Pour avoir gain de cause dans son recours, l’assuré doit démontrer qu’il est propriétaire du véhicule et que celui-ci a été volé. Il doit aussi prouver l’existence d’une protection d’assurance au moment du vol et la valeur du bien volé. Trois de ces quatre éléments ne sont pas contestés par l’assureur. 

L’article 2805 du Code civil prescrit que la bonne foi de l’assuré se présume ; l’assureur doit prouver le contraire.

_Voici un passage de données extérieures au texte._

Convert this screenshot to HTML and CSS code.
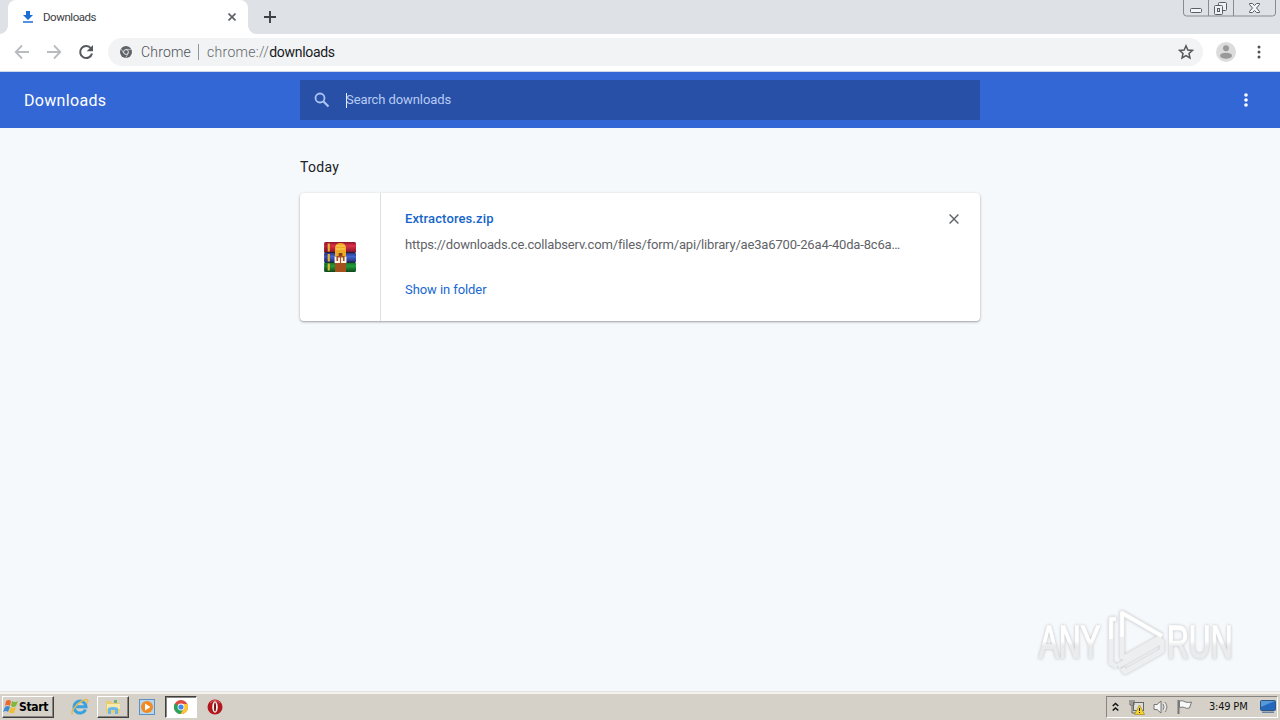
FILE: index.html
```
<!DOCTYPE html>
<html lang="en">
<head>
<meta charset="utf-8">
<title>Downloads</title>
<link rel="stylesheet" href="styles.css">
</head>
<body>
<div class="screen">
  <div class="tabstrip">
    <div class="tab">
      <svg class="tab-icon" width="12" height="12" viewBox="0 0 12 12"><path d="M4 0h4v4h3L6 9 1 4h3zM1 10.2h10v1.6H1z" fill="#1a6fd6"/></svg>
      <span class="tab-title">Downloads</span>
      <svg class="tab-close" width="8" height="8" viewBox="0 0 8 8"><path d="M.5.5l7 7m0-7l-7 7" stroke="#5f6368" stroke-width="1.7"/></svg>
    </div>
    <svg class="newtab" width="12" height="12" viewBox="0 0 12 12"><path d="M6 0v12M0 6h12" stroke="#3c4043" stroke-width="1.9"/></svg>
    <svg class="window-buttons" width="94" height="18" viewBox="0 0 94 18">
      <path d="M.5 0v13q0 3 3 3h86q3 0 3-3V0M25.500 0v16M50.500 0v16" fill="none" stroke="#888b91"/>
      <rect x="7.500" y="8.500" width="11" height="4" rx="1" fill="#f4f5f6" stroke="#5b5e66"/>
      <rect x="35.500" y="2.500" width="8" height="8" rx="1" fill="#f0f1f2" stroke="#5b5e66"/>
      <rect x="31.500" y="5.500" width="8" height="9" rx="1" fill="#f0f1f2" stroke="#5b5e66"/>
      <rect x="34.500" y="8.500" width="2" height="3" fill="#dee1e6" stroke="#5b5e66"/>
      <path d="M66.500 3.500h3l2 2 2-2h3v1l-3 3.500 3 3.500v1h-3l-2-2-2 2h-3v-1l3-3.500-3-3.500z" fill="#f4f5f6" stroke="#5b5e66"/>
    </svg>
  </div>

  <div class="toolbar">
    <svg class="nav back" width="16" height="16" viewBox="0 0 16 16"><path d="M15 8H2M8 1.500L1.700 8 8 14.500" fill="none" stroke="#b9bbbe" stroke-width="1.800"/></svg>
    <svg class="nav forward" width="16" height="16" viewBox="0 0 16 16"><path d="M1 8h13M8 1.500L14.300 8 8 14.500" fill="none" stroke="#b9bbbe" stroke-width="1.800"/></svg>
    <svg class="nav reload" width="16" height="16" viewBox="0 0 16 16"><path d="M13 4.500A6 6 0 1 0 14 9.500" fill="none" stroke="#55585c" stroke-width="2"/><path d="M15 1v6.300H8.700z" fill="#55585c"/></svg>
    <div class="omnibox">
      <svg class="site-icon" width="12" height="12" viewBox="0 0 12 12"><circle cx="6" cy="6" r="6" fill="#5f6368"/><circle cx="6" cy="6" r="2.400" fill="#5f6368" stroke="#f1f3f4" stroke-width=".9"/><path d="M6 3.400h5.300M3.700 7.200L1.200 3M8.300 7.200L5.800 11.700" stroke="#f1f3f4" stroke-width=".6"/></svg>
      <span class="site-name">Chrome</span>
      <span class="divider"></span>
      <span class="url">chrome://<span class="host">downloads</span></span>
      <svg class="star" width="16" height="16" viewBox="0 0 16 16"><path d="M8 1.800l1.850 4.150 4.550.45-3.400 3.050.95 4.450L8 11.600l-3.950 2.300L5 9.450 1.600 6.400l4.550-.45z" fill="none" stroke="#55585c" stroke-width="1.500"/></svg>
    </div>
    <svg class="avatar" width="20" height="20" viewBox="0 0 20 20"><circle cx="10" cy="10" r="10" fill="#dcdcdc"/><circle cx="10" cy="6.300" r="3" fill="#999"/><ellipse cx="10" cy="13.700" rx="6" ry="3" fill="#999"/></svg>
    <svg class="menu" width="4" height="14" viewBox="0 0 4 14"><g fill="#505357"><circle cx="2" cy="2" r="1.500"/><circle cx="2" cy="7" r="1.500"/><circle cx="2" cy="12" r="1.500"/></g></svg>
  </div>

  <header class="header">
    <h1 class="page-title">Downloads</h1>
    <div class="search">
      <svg class="search-icon" width="16" height="16" viewBox="0 0 16 16"><circle cx="6" cy="6" r="4.500" fill="none" stroke="#a9c4f5" stroke-width="1.800"/><path d="M9.500 9.500l5 5" stroke="#a9c4f5" stroke-width="2.200"/></svg>
      <span class="caret"></span><span class="placeholder">Search downloads</span>
    </div>
    <svg class="more" width="4" height="14" viewBox="0 0 4 14"><g fill="#fff"><circle cx="2" cy="2" r="1.800"/><circle cx="2" cy="7" r="1.800"/><circle cx="2" cy="12" r="1.800"/></g></svg>
  </header>

  <main class="content">
    <h2 class="date">Today</h2>
    <section class="card">
      <div class="file-icon">
        <svg width="32" height="30" viewBox="0 0 32 30">
          <defs>
            <linearGradient id="r" x2="0" y2="1"><stop stop-color="#8d1430"/><stop offset=".35" stop-color="#dc3148"/><stop offset="1" stop-color="#7a1028"/></linearGradient>
            <linearGradient id="b" x2="0" y2="1"><stop stop-color="#26347e"/><stop offset=".4" stop-color="#4262cc"/><stop offset="1" stop-color="#202b70"/></linearGradient>
            <linearGradient id="g" x2="0" y2="1"><stop stop-color="#106a29"/><stop offset=".4" stop-color="#249c3b"/><stop offset="1" stop-color="#0c471b"/></linearGradient>
          </defs>
          <rect width="32" height="11" rx="1.500" fill="url(#r)"/>
          <rect y="10.500" width="32" height="10" rx="1.500" fill="url(#b)"/>
          <rect y="20" width="32" height="10" rx="1.500" fill="url(#g)"/>
          <path d="M1 10.500h30M1 20.300h30" stroke="#251d36"/>
          <path d="M4.800 1.500v8M4.800 12v7.500M4.800 21.500v7" stroke="#e8b72c" stroke-width="2"/>
          <path d="M2 2v7M2 12v7M2 22v6" stroke="#381e30" stroke-width=".7"/>
          <rect x="11" y="14" width="11" height="16" fill="#a6511d"/>
          <path d="M11 14V5q1-4 5.500-4T22 5v9z" fill="#efa927"/>
          <path d="M12 4h9M12 7h9" stroke="#ffd65c"/>
          <rect x="14.500" y="11" width="4" height="3" rx="1" fill="#834014"/>
          <path d="M11.500 14.500V20H15v-4.500M21.500 14.500V20H18v-4.500" fill="none" stroke="#fff4e8" stroke-width="1.900"/>
        </svg>
      </div>
      <div class="details">
        <div class="name">Extractores.zip</div>
        <div class="source">https://downloads.ce.collabserv.com/files/form/api/library/ae3a6700-26a4-40da-8c6a…</div>
        <div class="action">Show in folder</div>
      </div>
      <svg class="remove" width="10" height="10" viewBox="0 0 10 10"><path d="M.6.6l8.800 8.800m0-8.800L.6 9.400" stroke="#5f6368" stroke-width="1.400"/></svg>
    </section>
    <svg class="watermark" width="210" height="72" viewBox="0 0 210 72">
      <defs><linearGradient id="wm" x2="0" y2="1"><stop offset=".48" stop-color="#fff"/><stop offset=".58" stop-color="#eaebec"/></linearGradient></defs>
      <g fill="url(#wm)" stroke="url(#wm)" stroke-width="1.500" font-family="Liberation Sans" font-size="46" class="wm-letters">
        <text transform="translate(9 53) scale(.655 1)" textLength="94" lengthAdjust="spacingAndGlyphs">ANY</text>
        <text transform="translate(137 53) scale(.655 1)" textLength="100" lengthAdjust="spacingAndGlyphs">RUN</text>
      </g>
      <g fill="none" stroke="#eceeef" stroke-width="5" stroke-linejoin="round" class="wm-logo">
        <path d="M86 14h-5v44l6 4M92 54V8l40 23M92 54l39-22M92 63l3 4 37-21V36L88 61"/>
        <path d="M92 32V8l40 23M86 14h-5v20" stroke="#fff" stroke-width="3.500"/>
      </g>
    </svg>
  </main>

  <footer class="taskbar">
    <div class="start">
      <svg width="16" height="16" viewBox="0 0 16 16"><path d="M3 2q3-2 5 0L7 7Q4 5 2 7z" fill="#ed6731"/><path d="M9 2q3 2 6 0l-2 5q-3 2-5 0z" fill="#80b83c"/><path d="M2 8q3-2 5 0l-2 5q-2-2-5 0z" fill="#3d8cd2"/><path d="M8 8q2 2 5 0l-2 6q-3 1-5-1z" fill="#f1be31"/></svg>
      <span>Start</span>
    </div>
    <svg class="ie" width="18" height="18" viewBox="0 0 18 18"><path d="M14.500 11.500A6 6 0 1 1 15 8.800H5" fill="none" stroke="#3ba2df" stroke-width="3"/><path d="M1.500 16.500C-1 13 8 3 15 1.500q3 0 1 4" fill="none" stroke="#e6b94a" stroke-width="1.400"/></svg>
    <div class="task raised">
      <svg width="16" height="16" viewBox="0 0 16 16"><path d="M1 2h5l1 2h8v10H1z" fill="#e8cd72"/><path d="M2 5h13v5H2z" fill="#f8eaac"/><path d="M3 15V9q5-2 10 0v6h-3v-4H6v4z" fill="#68b9e8"/><path d="M9 1h3v3H9z" fill="#74b670"/></svg>
    </div>
    <svg class="wmp" width="16" height="16" viewBox="0 0 16 16"><rect x=".5" y=".5" width="15" height="15" fill="#b8d5ee" stroke="#5b91c4"/><circle cx="8" cy="8" r="6" fill="#f18a21"/><path d="M6 4.500v7L11.500 8z" fill="#fff"/></svg>
    <div class="task pressed">
      <svg width="14" height="14" viewBox="0 0 14 14"><circle cx="7" cy="7" r="7" fill="#dc4b3f"/><path d="M7 7L.9 3.500A7 7 0 0 0 6.500 14L10 8z" fill="#29a35a"/><path d="M7 4h6.300A7 7 0 0 1 6.500 14L9.800 8.500z" fill="#fbc62e"/><circle cx="7" cy="7" r="3.400" fill="#fff"/><circle cx="7" cy="7" r="2.600" fill="#4687e8"/></svg>
    </div>
    <svg class="opera" width="16" height="16" viewBox="0 0 16 16"><circle cx="8" cy="8" r="7.500" fill="#b3171c"/><path d="M3 4q5-5 10 0" fill="none" stroke="#de6768"/><ellipse cx="8" cy="8" rx="2.800" ry="5.800" fill="#f4f4f4"/><ellipse cx="8" cy="8" rx="1" ry="4.500" fill="#761014"/></svg>
    <div class="tray">
      <svg class="chevrons" width="7" height="10" viewBox="0 0 7 10"><path d="M.7 4l2.800-2.500L6.300 4M.7 8.500L3.500 6l2.800 2.500" fill="none" stroke="#111" stroke-width="1.500"/></svg>
      <svg class="network" width="16" height="16" viewBox="0 0 16 16"><rect x="4.500" y="3.500" width="10" height="8" fill="#deded9" stroke="#666"/><path d="M1 1v5h4V1M3 1v4m0 1v8h4" fill="none" stroke="#666"/><path d="M10.500 6l5 9.500h-10z" fill="#f4d432" stroke="#a58b18" stroke-width=".7"/><path d="M10.500 9v3m0 1v1" stroke="#222"/></svg>
      <svg class="sound" width="16" height="16" viewBox="0 0 16 16"><path d="M1 5.500h3L8 2v12l-4-3.500H1z" fill="#f5f5f5" stroke="#777"/><path d="M10 5q2 3 0 6M12 3q4 5 0 10" fill="none" stroke="#858585"/><path d="M11 4q3 4 0 8" fill="none" stroke="#f3f3f3"/></svg>
      <svg class="flag" width="16" height="16" viewBox="0 0 16 16"><path d="M1.500 1v14" stroke="#777" stroke-width="2"/><path d="M2.500 2q3-1 6 1 3 1 6 0l-2 6q-3 1-5-.5-2-.8-5 0z" fill="#f7f7f5" stroke="#777"/></svg>
      <time class="clock">3:49 PM</time>
      <svg class="desktop" width="16" height="14" viewBox="0 0 16 14"><rect x=".5" y=".5" width="15" height="10" rx="1" fill="#2468bd" stroke="#315680"/><path d="M1 1h14L1 7z" fill="#5597da"/><path d="M2 11.500h12v1.500H2z" fill="#6883a1"/></svg>
    </div>
  </footer>
</div>
</body>
</html>
```

FILE: styles.css
```
* { box-sizing: border-box; }
body { margin: 0; font-family: Roboto, "Liberation Sans", sans-serif; }
svg { display: block; flex: none; }
.screen { width: 1280px; height: 720px; display: flex; flex-direction: column; overflow: hidden; background: #f6f9fc; }

.tabstrip { height: 34px; flex: none; display: flex; background: #dee1e6; }
.tab { width: 240px; height: 34px; margin-left: 8px; padding: 0 12px 0 14px; display: flex; align-items: center; background: #fff; border-radius: 8px 8px 0 0; position: relative; }
.tab::before, .tab::after { content: ""; position: absolute; bottom: 0; width: 8px; height: 8px; }
.tab::before { left: -8px; background: radial-gradient(circle at 0 0, #dee1e6 7.5px, #fff 8px); }
.tab::after { right: -8px; background: radial-gradient(circle at 100% 0, #dee1e6 7.5px, #fff 8px); }
.tab-title { margin-left: 9px; font-size: 11.5px; line-height: 16px; letter-spacing: -.45px; color: #3c4043; }
.tab-close { margin-left: auto; }
.newtab { margin: 11px 0 0 16px; }
.window-buttons { margin-left: auto; margin-right: 3px; }

.toolbar { height: 38px; flex: none; padding-bottom: 1px; display: flex; align-items: center; background: #fff; border-bottom: 1px solid #cfd9ed; }
.back { margin-left: 14px; }
.forward { margin-left: 16px; }
.reload { margin-left: 16px; }
.omnibox { width: 1095px; height: 28px; margin-left: 14px; padding: 0 9px 0 12px; border-radius: 14px; background: #f1f3f4; display: flex; align-items: center; font-size: 14px; line-height: 20px; color: #63676b; font-weight: 300; }
.site-name { width: 50px; margin-left: 9px; letter-spacing: .2px; color: #4d5054; }
.divider { width: 1px; height: 16px; margin: 0 8px 0 7px; background: #94979b; }
.url { letter-spacing: .3px; white-space: nowrap; }
.host { color: #171a1d; font-weight: 400; letter-spacing: -.3px; }
.star { margin-left: auto; }
.avatar { margin-left: 13px; }
.menu { margin-left: 21px; }

.header { height: 56px; flex: none; display: flex; align-items: center; background: #3367d6; color: #fff; }
.page-title { width: 276px; margin: 0 0 0 24px; padding-top: 2px; font-size: 16px; line-height: 20px; font-weight: 400; letter-spacing: .32px; }
.search { width: 680px; height: 40px; padding-left: 14px; display: flex; align-items: center; background: #2950a7; }
.caret { width: 1px; height: 15px; margin-left: 16px; background: #e5eeff; }
.placeholder { margin-left: -1px; font-size: 13px; line-height: 18px; letter-spacing: -.09px; color: #b7cbf4; }
.more { margin-left: 264px; }

.content { flex: 1; min-height: 0; position: relative; }
.date { width: 680px; margin: 30px auto 16px; font-size: 14px; line-height: 19px; font-weight: 400; letter-spacing: .3px; color: #202124; }
.card { width: 680px; height: 128px; margin: 0 auto; display: flex; background: #fff; border-radius: 4px; box-shadow: 0 1px 2px rgba(60,64,67,.4), 0 1px 3px 1px rgba(60,64,67,.08); }
.file-icon { width: 81px; border-right: 1px solid #dcdee0; display: flex; align-items: center; justify-content: center; }
.details { width: 520px; padding: 17px 0 0 24px; font-size: 13px; line-height: 18px; white-space: nowrap; }
.name { color: #1565c9; font-weight: 500; letter-spacing: .12px; }
.source { margin-top: 8px; color: #5f6368; letter-spacing: -.173px; }
.action { margin-top: 27px; color: #1967d2; letter-spacing: -.08px; }
.remove { margin: 21px 0 0 48px; }
.watermark { position: absolute; left: 1030px; top: 477px; }
.wm-letters, .wm-logo { filter: drop-shadow(0 0 1.5px #bcbec0); }

.taskbar { height: 28px; flex: none; padding: 2px 2px 2px 2px; display: flex; align-items: center; background: #d5d0c8; border-top: 2px solid #f4f2ed; box-shadow: 0 -1px #e4e3df; }
.start { width: 52px; height: 22px; display: flex; align-items: center; border: 1px solid; border-color: #fff #404040 #404040 #fff; box-shadow: inset -1px -1px #888580; font: bold 12px "DejaVu Sans Condensed", "DejaVu Sans", sans-serif; letter-spacing: -.35px; color: #000; }
.ie { margin-left: 17px; }
.task { width: 32px; height: 22px; display: flex; align-items: center; justify-content: center; }
.raised { margin-left: 8px; border: 1px solid; border-color: #fff #404040 #404040 #fff; box-shadow: inset -1px -1px #888580; }
.wmp { margin-left: 10px; }
.pressed { margin-left: 10px; background: #fff; border: 1px solid; border-color: #404040 #fff #fff #404040; box-shadow: inset 1px 1px #888580; }
.opera { margin-left: 10px; }
.tray { width: 172px; height: 22px; margin-left: auto; padding: 0 1px 0 5px; display: flex; align-items: center; border: 1px solid; border-color: #888580 #fff #fff #888580; }
.network { margin-left: 10px; }
.sound { margin-left: 8px; }
.flag { margin-left: 8px; }
.clock { width: 41px; margin-left: 16px; font: 11px/16px "DejaVu Sans Condensed", sans-serif; letter-spacing: -.2px; white-space: nowrap; color: #111; }
.desktop { margin-left: auto; }
```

Même s’il n’existe aucune preuve directe des agissements fautifs de l’assuré que lui reproche DAG, il est néanmoins possible d’établir la faute au moyen d’une preuve par présomption.  

Après analyse de la preuve soumise, incluant le témoignage convaincant du demandeur, le tribunal conclut que « les prétentions de l’assureur ne sont basées que sur de simples soupçons, des doutes et des hypothèses », lesquels ne suffisent pas à conclure que l’assuré est impliqué dans le vol de son véhicule. 

Le prix d’achat déclaré à l’assureur, à 12 000 $, est plus élevé que le coût réel, soit 10 232,78 $ (incluant les taxes). La différence ne suffit pas à convaincre le tribunal qu’il s’agit d’une déclaration mensongère. 

L’assureur fait valoir que la valeur marchande est de 6 000 $ le jour du sinistre. Selon le juge Henri, il semble absurde que DAG reproche au client d’avoir souscrit cette garantie qu’elle offre au moment de la souscription et pour laquelle la prime est ajustée en conséquence. 

Un rapport d’analyse de l’une des clés du véhicule remises par le client soulève également des doutes pour l’assureur. Le tribunal n’arrive pas à tirer quelque conclusion que ce soit de la preuve qui s’avère incomplète et non probante. 

Autres éléments 

L’assureur dépose en preuve un extrait de l’enregistrement vidéo d’une caméra de surveillance, qui ne fait que confirmer l’heure d’arrivée et de départ du client. Le véhicule n’est pas visible dans le stationnement. Le montage soumis par l’assureur n’est pas concluant, selon le tribunal, qui estime qu’il aurait été préférable de déposer en preuve l’enregistrement complet de la soirée.  

Le rapport d’Equifax soumis par DAG montre que le consommateur est dans une situation financière précaire. Encore une fois, le tribunal ne partage pas la conclusion de l’assureur.  

L’assureur dépose aussi d’autres éléments afin de remettre en question la crédibilité de l’assuré. Il lui reproche notamment d’avoir omis de divulguer qu’un autre assureur aurait annulé sa police d’assurance habitation en 2012. Or, la preuve révèle que le même assureur a continué d’assurer le véhicule du demandeur pendant plusieurs années. 

« Vraisemblablement, Desjardins Assurances cherche des problèmes là où il n’y a en a pas dans le but de se soustraire à son obligation d’indemniser son assuré, et ce, sous prétexte qu’elle doit verser une indemnité d’assurance à la valeur marchande du bien volé, ce qui semble l’avoir grandement indisposé au point de la pousser à entreprendre une enquête approfondie », lit-on au paragraphe 64. L’assureur est condamné à payer la somme réclamée par le demandeur. 

L’assuré avait droit à un véhicule de courtoisie en vertu de la police dont il bénéficie, et il n’aura pas à rembourser le coût à l’assureur, conclut le tribunal.